3. Jaws: Memories From Martha's Vineyard (Matt Taylor)
This book changed the game. Just when you thought there was nothing more to learn, see or read about the making of Jaws, Matt Taylor (with the help of Jim Beller) complied for the first time ever the behind-the-scenes photographs and stories of the Martha's Vineyard locals who worked as labourers and/or actors into a treasure trove of Jaws rarities. An absolute must have for any Jaws fans and filmmakers alike!
4. Jaws BFI Modern Classics (Antonia Quirke)
Jaws divides critics into those who dismiss it as infantile and sensational, and those who see the shark as freighted with political and psychosexual meaning. The author argues that both interpretations obscure the film's success as a work of art.
5. In The Slick Of The Cricket A Shark Odyssey (Russell Drumm)
Local newspaperman Russell Drumm set out to accompany Frank Mundus, captain of the Cricket II on what would be the captain's final voyage. The cantankerous and thoroughly entertaining captain treats Drumm and the reader to weird and wonderful stories about his ingenious fishing methods, his collection of charter "idiots" and heroic first mates, and his lasting bitterness toward author Peter Benchley for never acknowledging him as the source of the Jaws story.
6. Just When You Thought It Was Safe: A Jaws Companion (Patrick Jankiewicz)
As the 35th anniversary of Jaws approached without any planned studio celebrations, industry author Patrick Jankiewicz opted to compile a retrospective book that would review all four films in the series by pulling vintage materials while conducting new interviews with cast and crew members along the way. An excellent read tying together the Jaws universe across all four films.
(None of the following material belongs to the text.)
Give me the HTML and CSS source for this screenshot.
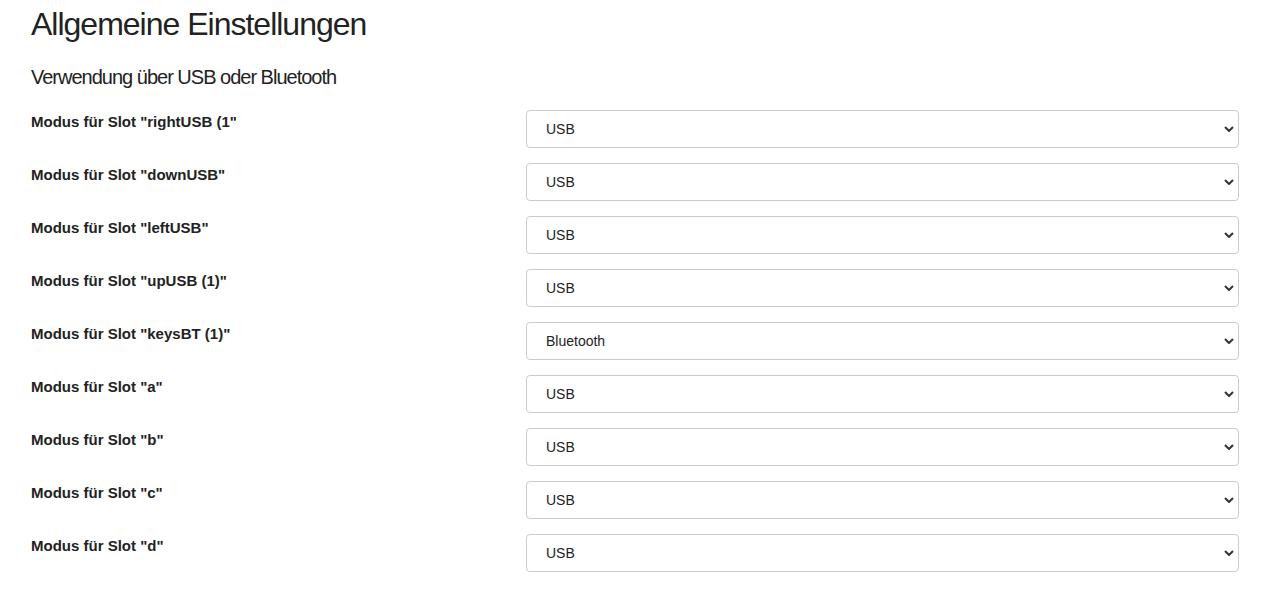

7. Nigel Andrews on Jaws (Nigel Andrews)
A great collection of anecdotes about the classic film: covering preproduction, production, and postproduction, read this and impress your friends next time you catch Jaws on TV. With a book like this, i.e. a critical analysis of a film, one should really assume that the target audience are film buffs, and thus don't need to have the problems with "pan-and-scanning" explained to them. There's even a shark quiz to break up the flow! Like I said, this book covers everything. After reading this, you can not watch the movie the same again.
8. On Location.... On Martha's Vineyard (The Making Of The Movie Jaws) (Edith Blake)
Written by Edith Blake, a resident - and resident journalist - of Martha's Vineyard at the time that "Jaws" was being filmed there in 1974. It offers some amusing anecdotes about the production from the point of view of someone who understands the local politics very well, but the mechanics of filmmaking very little. Edith's book offers Jaws fans a unique islander perspective on the production and rounds off the collective reading experience once the other books have been read.